This sort of situation is how I knew my wife was/is a keeper. When I was pushed to the point where my negative emotions got too much, she was there for me. She didn't shy away, but stepped in to help and support me.

In many of my previous relationships, showing negative emotions was lethal to their feelings. I could be happy, or stoic, but never upset or depressed.

On a side note, I had a chat with a trans friend once, regarding emotions. When they transitioned, the intensity of their emotions didn't change much. However, their ability to contain them plummeted. Basically, men and women feel emotions similarly. Men are just a lot more able to bottle them up.

[–] [email protected] 19 points 3 days ago (2 children)

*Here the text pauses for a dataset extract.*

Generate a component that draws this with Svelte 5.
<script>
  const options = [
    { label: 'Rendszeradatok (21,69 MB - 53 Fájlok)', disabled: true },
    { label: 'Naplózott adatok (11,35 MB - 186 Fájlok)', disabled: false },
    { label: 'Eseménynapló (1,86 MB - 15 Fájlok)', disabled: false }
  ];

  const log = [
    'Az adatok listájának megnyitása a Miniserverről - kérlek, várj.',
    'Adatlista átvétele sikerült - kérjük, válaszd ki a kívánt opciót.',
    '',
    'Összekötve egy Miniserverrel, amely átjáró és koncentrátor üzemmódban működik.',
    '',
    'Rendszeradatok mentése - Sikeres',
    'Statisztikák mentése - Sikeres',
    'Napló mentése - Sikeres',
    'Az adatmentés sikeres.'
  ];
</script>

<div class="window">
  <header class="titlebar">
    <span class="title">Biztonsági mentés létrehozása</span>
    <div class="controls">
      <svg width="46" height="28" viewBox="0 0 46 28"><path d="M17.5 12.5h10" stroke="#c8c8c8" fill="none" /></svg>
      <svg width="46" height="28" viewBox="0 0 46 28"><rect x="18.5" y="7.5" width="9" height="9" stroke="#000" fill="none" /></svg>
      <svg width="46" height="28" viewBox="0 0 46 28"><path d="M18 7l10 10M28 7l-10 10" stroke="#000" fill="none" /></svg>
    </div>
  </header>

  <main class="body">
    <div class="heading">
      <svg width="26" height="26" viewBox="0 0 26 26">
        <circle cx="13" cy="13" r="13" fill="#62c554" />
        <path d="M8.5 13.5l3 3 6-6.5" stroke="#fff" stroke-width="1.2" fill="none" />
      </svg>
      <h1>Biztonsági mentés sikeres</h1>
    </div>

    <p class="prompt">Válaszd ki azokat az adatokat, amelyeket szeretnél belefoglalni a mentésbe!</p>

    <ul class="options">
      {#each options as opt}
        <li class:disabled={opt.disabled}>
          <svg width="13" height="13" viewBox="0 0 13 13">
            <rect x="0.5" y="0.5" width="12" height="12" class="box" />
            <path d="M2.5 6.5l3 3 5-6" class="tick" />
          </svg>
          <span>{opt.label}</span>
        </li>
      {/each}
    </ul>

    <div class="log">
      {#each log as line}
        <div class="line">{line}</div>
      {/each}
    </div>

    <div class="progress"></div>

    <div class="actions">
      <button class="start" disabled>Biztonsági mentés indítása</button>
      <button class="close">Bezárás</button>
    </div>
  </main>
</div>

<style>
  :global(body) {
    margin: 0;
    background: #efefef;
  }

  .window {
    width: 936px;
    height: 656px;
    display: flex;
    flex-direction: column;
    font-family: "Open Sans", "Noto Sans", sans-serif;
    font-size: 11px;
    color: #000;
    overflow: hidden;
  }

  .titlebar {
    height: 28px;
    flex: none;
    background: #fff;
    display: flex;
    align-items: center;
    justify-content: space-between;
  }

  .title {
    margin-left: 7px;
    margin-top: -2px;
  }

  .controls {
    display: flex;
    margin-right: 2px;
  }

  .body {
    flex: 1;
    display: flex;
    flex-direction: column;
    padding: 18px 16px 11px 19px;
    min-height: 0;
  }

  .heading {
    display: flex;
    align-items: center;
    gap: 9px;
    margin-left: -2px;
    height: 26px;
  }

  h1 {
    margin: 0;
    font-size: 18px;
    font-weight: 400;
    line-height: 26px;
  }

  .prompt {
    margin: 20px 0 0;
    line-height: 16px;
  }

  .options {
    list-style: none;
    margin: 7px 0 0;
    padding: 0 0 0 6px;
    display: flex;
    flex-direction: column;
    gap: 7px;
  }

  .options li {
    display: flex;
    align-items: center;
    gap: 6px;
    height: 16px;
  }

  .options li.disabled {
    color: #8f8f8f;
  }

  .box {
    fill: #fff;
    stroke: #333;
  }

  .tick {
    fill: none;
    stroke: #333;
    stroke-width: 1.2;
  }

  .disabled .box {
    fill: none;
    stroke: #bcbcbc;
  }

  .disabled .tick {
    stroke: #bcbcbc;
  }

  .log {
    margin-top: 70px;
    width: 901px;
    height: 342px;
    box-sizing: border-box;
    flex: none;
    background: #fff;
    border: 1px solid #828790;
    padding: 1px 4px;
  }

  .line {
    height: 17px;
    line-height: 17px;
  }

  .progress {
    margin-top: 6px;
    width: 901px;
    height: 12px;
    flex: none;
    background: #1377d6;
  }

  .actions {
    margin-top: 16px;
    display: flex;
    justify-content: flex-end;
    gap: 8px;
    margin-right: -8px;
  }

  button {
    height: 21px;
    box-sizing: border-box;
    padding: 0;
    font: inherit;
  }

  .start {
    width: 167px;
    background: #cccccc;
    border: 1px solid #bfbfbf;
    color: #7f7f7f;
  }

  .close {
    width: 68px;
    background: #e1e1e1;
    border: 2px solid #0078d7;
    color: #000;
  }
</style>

I'm trans and, until I started HRT, had very little access to my emotions. I would desperately want to cry, and just would be unable. Or I would know I was supposed to be having some kind of emotional reaction to something, and just...wouldn't.

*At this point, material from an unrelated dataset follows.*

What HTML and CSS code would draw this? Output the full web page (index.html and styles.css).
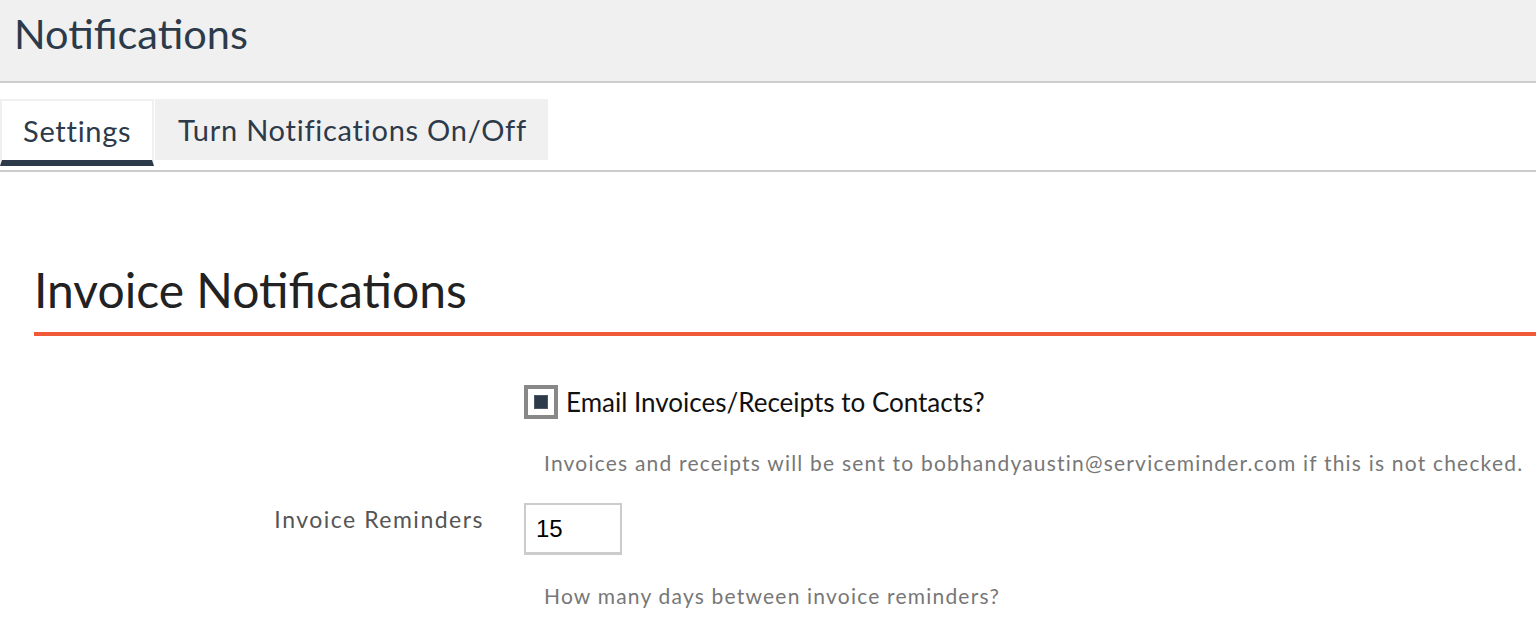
FILE: index.html
```html
<!DOCTYPE html>
<html lang="en">
<head>
<meta charset="utf-8">
<title>Notifications</title>
<link rel="stylesheet" href="styles.css">
</head>
<body>
<header class="page-header">
  <h1 class="page-title">Notifications</h1>
</header>
<nav class="tabs">
  <a class="tab tab-active">Settings</a>
  <a class="tab">Turn Notifications On/Off</a>
</nav>
<main class="content">
  <h2 class="section-title">Invoice Notifications</h2>
  <div class="form">
    <div class="row">
      <div class="row-label"></div>
      <div class="row-field">
        <label class="check">
          <span class="check-box"><span class="check-mark"></span></span>
          <span class="check-text">Email Invoices/Receipts to Contacts?</span>
        </label>
        <p class="help">Invoices and receipts will be sent to bobhandyaustin@serviceminder.com if this is not checked.</p>
      </div>
    </div>
    <div class="row">
      <div class="row-label">Invoice Reminders</div>
      <div class="row-field">
        <input class="text-input" type="text" value="15">
        <p class="help help-tight">How many days between invoice reminders?</p>
      </div>
    </div>
  </div>
</main>
</body>
</html>
```
FILE: styles.css
```css
* { box-sizing: border-box; }
html, body { margin: 0; padding: 0; }
body {
  font-family: Lato, "Noto Sans", sans-serif;
  background: #fff;
  color: #2c3a4a;
  overflow: hidden;
}
.page-header {
  background: #f0f0f0;
  height: 83px;
  border-bottom: 2px solid #cccccc;
  padding: 0 14px;
  display: flex;
  align-items: center;
}
.page-title {
  margin: 0;
  font-weight: 400;
  font-size: 41.5px;
  color: #2c3a4a;
  position: relative;
  top: -8px;
}
.tabs {
  display: flex;
  margin-top: 16px;
  padding-bottom: 4px;
  border-bottom: 2px solid #cccccc;
  align-items: flex-start;
}
.tab {
  display: flex;
  align-items: center;
  height: 61px;
  padding: 0 21px 0 23px;
  font-size: 29px;
  letter-spacing: 0.75px;
  color: #2c3a4a;
  background: #f0f0f0;
}
.tab-active {
  background: #fff;
  border: 2px solid #f0f0f0;
  border-bottom: 6px solid #2c3a4a;
  height: 67px;
  width: 154px;
  margin-right: 1px;
  padding-left: 21px;
}
.content {
  padding-left: 34px;
}
.section-title {
  margin: 88px 0 0 0;
  font-weight: 400;
  font-size: 48px;
  color: #222;
  line-height: 60px;
  padding-bottom: 12px;
  border-bottom: 4px solid #f05a38;
}
.form {
  padding-top: 49px;
}
.row {
  display: flex;
  gap: 40px;
}
.row-label {
  width: 450px;
  text-align: right;
  font-size: 23px;
  letter-spacing: 1.5px;
  color: #555;
  padding-top: 2px;
}
.row-field {
  flex: 1;
}
.check {
  display: flex;
  align-items: center;
  gap: 8px;
}
.check-box {
  width: 34px;
  height: 34px;
  border: 4px solid #888;
  display: flex;
  align-items: center;
  justify-content: center;
  background: #fff;
}
.check-mark {
  width: 14px;
  height: 14px;
  background: #2c3a4a;
  border: 1px solid #4a5868;
}
.check-text {
  font-size: 26px;
  color: #111;
}
.help {
  margin: 31px 0 28px 20px;
  font-size: 21px;
  letter-spacing: 1.2px;
  color: #777;
}
.help-tight {
  margin-top: 28px;
}
.text-input {
  width: 98px;
  height: 52px;
  border: 2px solid #cccccc;
  border-bottom-width: 3px;
  font-family: "Liberation Sans", Arial, sans-serif;
  font-size: 24px;
  padding: 0 10px;
  color: #000;
  outline: none;
}
```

Very very soon after getting my hormones straightened out, I discovered that I was having emotions in sympathy with characters on tv or in movies. If I was sad I could actually cry for a bit and process the emotion rather than having to channel it into anger or physicality. It was like living in color instead of black and white, this whole arena of human experience I'd read about but hadn't ever really felt.

I've heard the same from trans guys as well; they didn't ever feel like their emotions made sense until they got on T.

My now-ex reacted to this, first with concern, then with contempt.

[–] [email protected] 4 points 2 days ago* (last edited 2 days ago) (1 children)

This is very interesting to me.

As a cis male, I do have trouble accessing emotions sometimes.

However movies and music can give me overwhelming emotions. I start crying from the smallest wholesome moments in anime and movies.

There are times in life I wish I could, so I sometimes use music as a tool to trigger the response in myself just so I can get the emotions out and processed.

[–] [email protected] 3 points 2 days ago

Art for catharsis. 👍🏻

[–] [email protected] 10 points 3 days ago (4 children)

I'm a cis guy and I also struggle with expressing my emotions, but I think that it's more of a cultural thing. Like I'm not really "allowed" to cry from watching a TV show and it's difficult to shake it off even when I'm alone.

[–] [email protected] 4 points 2 days ago* (last edited 2 days ago)

I've learned to free my emotions a lot more by studying Acting (by, for a few years, doing short acting courses as an adult whilst living in London): it turns out modern acting techniques - the stuff that roughly falls under the Method Acting umbrella - are all about feeling truthfully as if you were indeed that character you're playing living that specific situation, so essentially I had a pretty much judgment free (in terms of other people judging you) license to let myself go and fully feel and show it (as that "person" which was the character in that situation).

Curiously it also unlocked my empathy (which turns out to be so high I'll literally yawn from seeing animals yawn) though I'm not sure if my blocking of most of my Empathy until then was due to social expectations on how men are supposed to behave or a childhood self-defense mechanism due to one of my parents being VERY intense and emotionally selfish (it makes sense I would block it merely not to constaly be overwhelmed by somebody else's rollercoaster of emotions).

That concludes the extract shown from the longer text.